Last Friday, the President of NBP announced that he will propose to the Monetary Policy Council a reduction in NBP interest rates. The NBP Management Board supports such a decision. This would lower the current interest margins of banks; however, in the long run it will positively influence the financial situation of banks due to its favourable impact on the quality of the loan portfolio. The banking sector in Poland is functioning stably, is profitable and has large liquidity and capital buffers. Unlike the global financial crisis, the current situation is not connected with the banking sector, and currently the main challenge is related to the need to maintain the liquidity of non-financial enterprises.

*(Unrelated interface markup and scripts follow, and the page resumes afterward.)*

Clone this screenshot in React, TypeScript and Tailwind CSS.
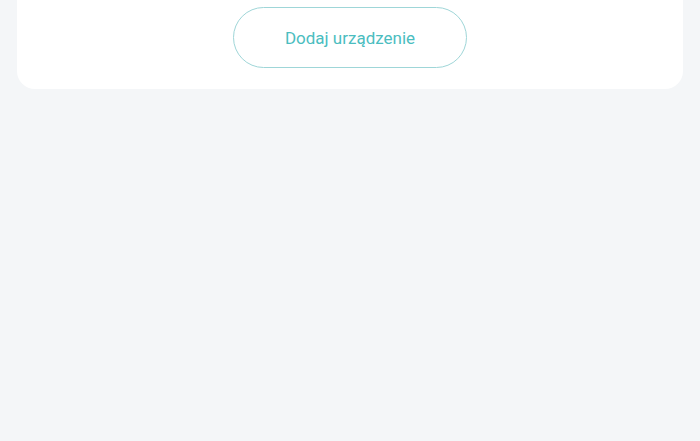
export default function App() {
  return (
    <div className="min-h-[441px] w-full bg-[#f4f6f8] px-[17px] font-['Roboto',sans-serif]">
      <div className="flex justify-center rounded-b-[18px] bg-white pb-[21px] pt-[7px]">
        <button
          type="button"
          className="h-[61px] w-[234px] rounded-full border border-[#9fd6d8] bg-white pt-[2px] text-[17px] text-[#4bbdbf]"
        >
          Dodaj urządzenie
        </button>
      </div>
    </div>
  );
}
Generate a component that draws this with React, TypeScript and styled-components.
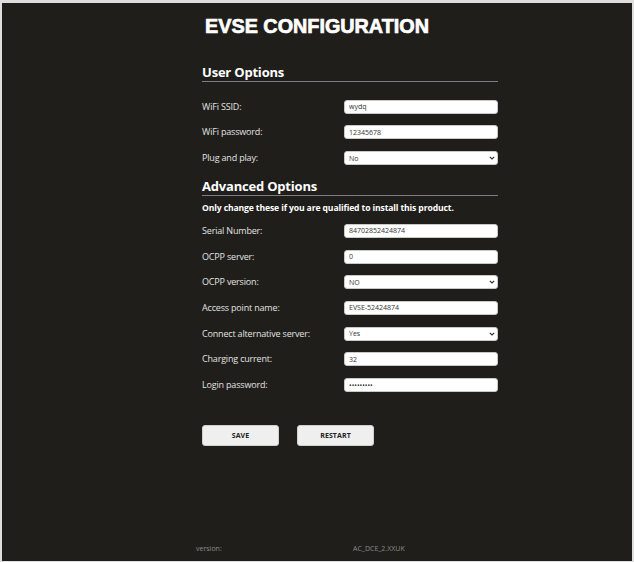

This is why it is necessary to focus at the moment firstly on the situation of the non-financial enterprise sector so that the temporary fall in demand and production does not lead to a permanent reduction in employment and bankruptcies. Many firms are borrowers and a reduction in interest rates will improve their financial situation, the same as in the case of households repaying loans, in particular housing loans. An interest rate cut is an immediate and direct way to reduce the costs of credit obligations. Therefore, this is relief for the majority of borrowers, including for the public finance sector. Changes in interest rates will not prevent supply-side disruptions, nor will they make demand in the economy grow in the short term, but they will reduce the burden resulting from existing obligations, which will provide support for the budgets of firms and households and also reduce the costs of the necessary fiscal measures.
The measures implemented and recommended by NBP are reversible – this is important should the situation rapidly improve, which we are all counting on. Decisive and pre-emptive action is currently necessary to prevent the temporary economic disruptions from becoming permanent, and is necessary for the maintenance of the long-term potential of the Polish economy.
The NBP Management Board would also like to inform that, despite the increased withdrawals of customers, the supply of money to banks is running smoothly in the whole of the country. We would like to thank all professional cash cycle participants for their commitment to ensure that society has uninterrupted access to cash. The value of banknotes in NBP’s supplies enables the full realisation of the banks’ orders. As a standard, NBP conducts the daily monitoring of the withdrawal and lodgement of Polish currency by banks.